Droese was born on 7 June 1969 in the city of Leipzig, then in East Germany (GDR). He was raised in a Christian family as the youngest of three siblings. Until he graduated from school, he participated in competitive athletics as a track and field athlete, specializing in the javelin throw.

== Career ==
From 1986 to 1988, he trained at Interhotel Leipzig as a restaurant specialist. In July 1989, he fled to West Germany via the open border with the Hungarian People's Republic. In Hamburg, he worked at the Hotel Atlantic Hamburg and trained as a hotel manager. He returned to Hotel Merkur in Leipzig in 1991, where he originally begun his training. Until 1994 he worked there as an assistant, then in the food service department until 1997. From 1998 to 2014 he was self-employed in the Leipzig hotel and restaurant industry. He opened a restaurant in the city centre, which he ran until November 2013. From 2015 to 2017, he was manager and member of the management board at F & B.
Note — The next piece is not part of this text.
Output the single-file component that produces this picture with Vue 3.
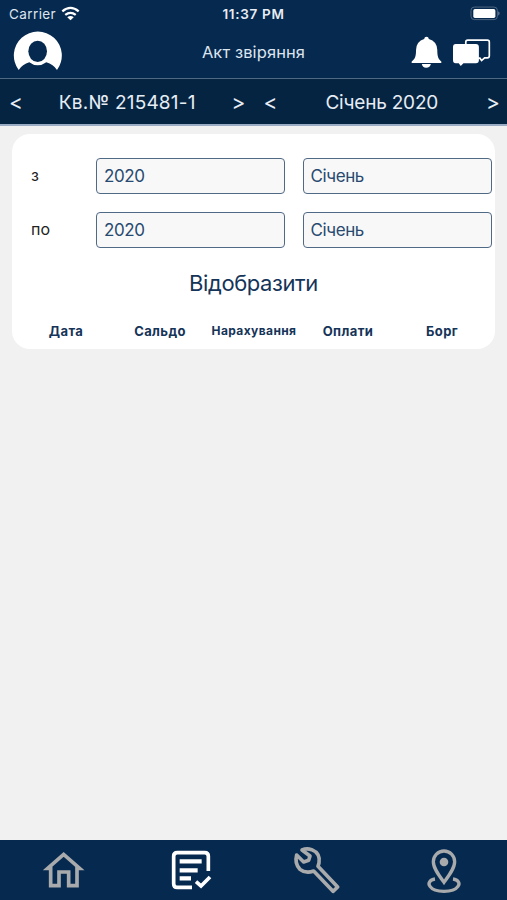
<script setup>
const periods = [
  { label: 'з', year: '2020', month: 'Січень' },
  { label: 'по', year: '2020', month: 'Січень' },
]
const columns = ['Дата', 'Сальдо', 'Нарахування', 'Оплати', 'Борг']
</script>

<template>
  <div class="screen">
    <header class="top">
      <div class="status">
        <div class="carrier">
          <span>Carrier</span>
          <svg class="wifi" viewBox="184 15 58 45" fill="none" stroke="#fff" stroke-width="7">
            <path d="M188 31Q213 10 238 31M197 42Q213 29 229 42" />
            <path d="M203 49Q213 42 223 49L213 58Z" fill="#fff" stroke="none" />
          </svg>
        </div>
        <div class="time">11:37 PM</div>
        <div class="power">
          <svg class="battery" viewBox="389 17 94 45">
            <rect x="392" y="20" width="80" height="38" rx="10" fill="none" stroke="#4f6681" stroke-width="3" />
            <rect x="399" y="26" width="67" height="27" rx="5" fill="#fff" />
            <path d="M475 33q7 6 0 13z" fill="#8796a8" />
          </svg>
        </div>
      </div>
      <div class="titlebar">
        <svg class="avatar" viewBox="39 90 150 120">
          <path fill="#fff" d="M56 207A72 72 0 1 1 171 207Q160 190 139 184Q127 193 113 193Q99 193 88 184Q67 190 56 207Z" />
          <ellipse cx="113" cy="151" rx="28" ry="32" fill="#06294f" />
        </svg>
        <h1>Акт звіряння</h1>
        <div class="actions">
          <svg class="bell" viewBox="213 112 92 98" fill="#fff">
            <path d="M259 114Q265 114 266 121Q290 128 291 153C291 172 294 181 303 188V192H215V188C225 181 228 172 228 153Q229 128 252 121Q253 114 259 114ZM245 195H272Q270 206 258 206Q247 206 245 195Z" />
          </svg>
          <svg class="chat" viewBox="336 118 116 86">
            <path d="M377 136V130Q377 124 383 124H441Q447 124 447 130V171Q447 177 441 177H433L424 185L419 178H414" fill="none" stroke="#fff" stroke-width="5" />
            <path d="M347 136H407Q416 136 416 145V184Q416 193 407 193H370L362 201L356 193H347Q339 193 339 184V145Q339 136 347 136Z" fill="#fff" />
          </svg>
        </div>
      </div>
    </header>

    <nav class="selectors">
      <div class="selector account">
        <span class="arrow">&lt;</span><span class="value">Кв.№ 215481-1</span><span class="arrow">&gt;</span>
      </div>
      <div class="selector month">
        <span class="arrow">&lt;</span><span class="value">Січень 2020</span><span class="arrow">&gt;</span>
      </div>
    </nav>

    <main>
      <section class="card">
        <div v-for="p in periods" :key="p.label" class="period">
          <span class="label">{{ p.label }}</span>
          <div class="field">{{ p.year }}</div>
          <div class="field">{{ p.month }}</div>
        </div>
        <div class="submit">Відобразити</div>
        <div class="columns">
          <span v-for="c in columns" :key="c" :class="{ long: c.length > 10 }">{{ c }}</span>
        </div>
      </section>
    </main>

    <footer class="tabs">
      <svg viewBox="10 15 180 180" fill="none" stroke="#a8aaac" stroke-width="11">
        <path d="M54 100L102 58L150 100H142V152H117V111H88V152H63V100Z" />
      </svg>
      <svg viewBox="390 15 180 180" fill="none" stroke="#fff">
        <path d="M486 157H442Q431 157 431 146V64Q431 53 442 53H524Q535 53 535 64V108" stroke-width="11" />
        <path d="M449 79H515M449 106H503M449 130H483" stroke-width="13" />
        <path d="M498 140L513 153L540 126" stroke-width="11" />
      </svg>
      <svg viewBox="21 15 180 180" fill="none" stroke="#a8aaac" stroke-width="11" stroke-linejoin="round">
        <path d="M66 45Q80 39 95 44Q122 55 117 84L114 94L173 156L159 169L101 108Q77 117 60 103Q43 86 50 60L71 81L86 76L90 63Z" />
      </svg>
      <svg viewBox="401 15 180 180" fill="none" stroke="#a8aaac" stroke-width="10">
        <path d="M491 142C475 120 459 99 459 80A32 32 0 0 1 523 80C523 99 507 120 491 142Z" />
        <circle cx="491" cy="81" r="13" fill="#a8aaac" stroke="none" />
        <path d="M464 132C448 134 442 145 449 154C463 174 519 174 533 154C540 145 534 134 518 132" />
      </svg>
    </footer>
  </div>
</template>

<style>
body {
  background: #f1f1f1;
}
</style>

<style scoped>
.screen {
  height: 900px;
  display: flex;
  flex-direction: column;
  font-family: Inter, "Liberation Sans", sans-serif;
  background: #f1f1f1;
  overflow: hidden;
}
.top {
  height: 78px;
  flex: none;
  background: #06294f;
  color: #fff;
}
.status {
  height: 27px;
  display: grid;
  grid-template-columns: 1fr 1fr 1fr;
  align-items: center;
  font-size: 13.5px;
}
.carrier {
  padding-left: 9px;
  display: flex;
  align-items: center;
  gap: 5px;
  color: #dde5ef;
  letter-spacing: 0.4px;
}
.wifi {
  width: 19px;
  height: 15px;
}
.time {
  text-align: center;
  font-weight: 600;
  color: #e8edf4;
  letter-spacing: 0.7px;
}
.power {
  display: flex;
  justify-content: flex-end;
  padding-right: 6px;
}
.battery {
  width: 31px;
  height: 15px;
}
.titlebar {
  height: 51px;
  display: grid;
  grid-template-columns: 1fr 1fr 1fr;
  align-items: center;
}
.avatar {
  width: 50px;
  height: 40px;
  margin: 0 0 4px 13px;
}
h1 {
  margin: 0 0 2px;
  font-size: 16.5px;
  font-weight: 400;
  letter-spacing: 0.1px;
  text-align: center;
  color: #dde5ef;
  white-space: nowrap;
}
.actions {
  display: flex;
  align-items: center;
  justify-content: flex-end;
  gap: 10px;
  padding-right: 16px;
}
.bell {
  width: 31px;
  height: 33px;
}
.chat {
  width: 39px;
  height: 29px;
}
.selectors {
  height: 48px;
  box-sizing: border-box;
  flex: none;
  display: grid;
  grid-template-columns: 1fr 1fr;
  background: #052441;
  border-top: 1px solid #4d6a84;
  border-bottom: 2px solid #9aacc4;
  color: #e6edf5;
}
.selector {
  display: flex;
  align-items: center;
  justify-content: space-between;
  padding: 0 8px 0 9px;
}
.selector.month {
  padding: 0 7px 0 10px;
}
.value {
  font-size: 19px;
  padding-top: 2px;
}
.account .value {
  letter-spacing: 0.2px;
}
.month .value {
  letter-spacing: -0.2px;
}
.arrow {
  font-size: 21px;
  line-height: 20px;
  padding-top: 3px;
}
main {
  flex: 1;
  padding: 8px 12px 0;
}
.card {
  height: 215px;
  box-sizing: border-box;
  padding: 24px 3px 0 19px;
  border-radius: 18px;
  background: #fff;
}
.period {
  display: grid;
  grid-template-columns: 47px 189px 189px;
  gap: 18px;
  height: 36px;
  margin-bottom: 18px;
}
.label {
  font-size: 16px;
  line-height: 34px;
  color: #222;
}
.field {
  box-sizing: border-box;
  border: 1.5px solid #506985;
  border-radius: 4px;
  background: #f8f8f9;
  padding-left: 7px;
  font-size: 17px;
  line-height: 34px;
  letter-spacing: -0.4px;
  color: #294a70;
}
.field + .field {
  padding-left: 6.5px;
}
.submit {
  height: 34px;
  line-height: 34px;
  margin: 0 0 0 -16px;
  text-align: center;
  font-size: 22px;
  letter-spacing: -0.4px;
  color: #153458;
}
.columns {
  display: grid;
  grid-template-columns: repeat(5, 94px);
  margin: 22px 0 0 -12px;
  text-align: center;
  font-size: 13px;
  line-height: 18px;
  font-weight: 700;
  letter-spacing: 0.4px;
  color: #153458;
}
.columns .long {
  font-size: 12px;
}
.tabs {
  height: 60px;
  flex: none;
  display: grid;
  grid-template-columns: repeat(4, 1fr);
  justify-items: center;
  background: #06294f;
}
.tabs svg {
  width: 60px;
  height: 60px;
}
</style>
In 2013, Droese joined Alternative for Germany (AfD), and became the AfD Leipzig district association chairman in 2015. Droese was briefly a member of the völkisch-nationalist association Patriotische Plattform, but according to him, he left before the 2015 AfD federal party conference. He signed the "Erfurt Resolution," which, according to The Spectator, is considered the "founding document" of Der Flügel, an ultranationalist faction of AfD.

In 2016, Droese was nominated by the Leipzig AfD district council as a candidate for the Leipzig II constituency in the 2017 German federal election. Following the departure of Frauke Petry from AfD, he, as her deputy, became the acting chairman of AfD Saxony, but declined to run for the position at the 2018 AfD Saxony state party conference in Hoyerswerda. Before the 2019 state election, Droese stated his goal to make the AfD the strongest faction in the Landtag of Saxony and to provide the minister president of the state, though he said he would not run for the role himself.

== Political positions ==
As a Bundestag candidate in 2017, Droese said that he had not been interested in politics during the GDR-era or after his return to Leipzig. He considered the former bloc parties to be completely untrustworthy after 1989. He cited his Eurosceptic stance as the reason why he joined AfD. According to him, the euro had doubled many prices, EU bureaucracy had been increasingly restricting the German government, with the later zero interest-rate policy having effectively expropriated the savings of German pensioners.

In January 2017, far-right activist Tatjana Festerling appeared at a Legida rally, the Leipzig branch of the islamophobic and xenophobic protest movement Pegida from Dresden, and proposed an alliance with the AfD. Droese subsequently issued a press release advocating for cooperation between the AfD and Pegida, and for a long-scale joint demonstration in Leipzig. While the Patriotische Plattform was in support, a majority at the subsequent AfD Leipzig district party conference rejected direct official cooperation despite acknowledging "political common ground" between AfD and Pegida.

On 9 November 2022, when a decision was made to rename Turmgutstraße in Leipzig, the street where the Russian Consulate General is located, in honour of Ukrainian Holocaust survivor Borys Romanchenko, who was killed in a Russian airstrike during the Russo-Ukrainian war. Droese described the decision as "utter nonsense" that was "purely ideologically motivated, Russophobia is in fashion".

On 17 September 2026, Droese shouted 'USA! USA!' before a speech by Canadian Prime Minister Mark Carney at the European Parliament.

== Personal life ==
Droese is Evangelical Lutheran. He is married and has four children.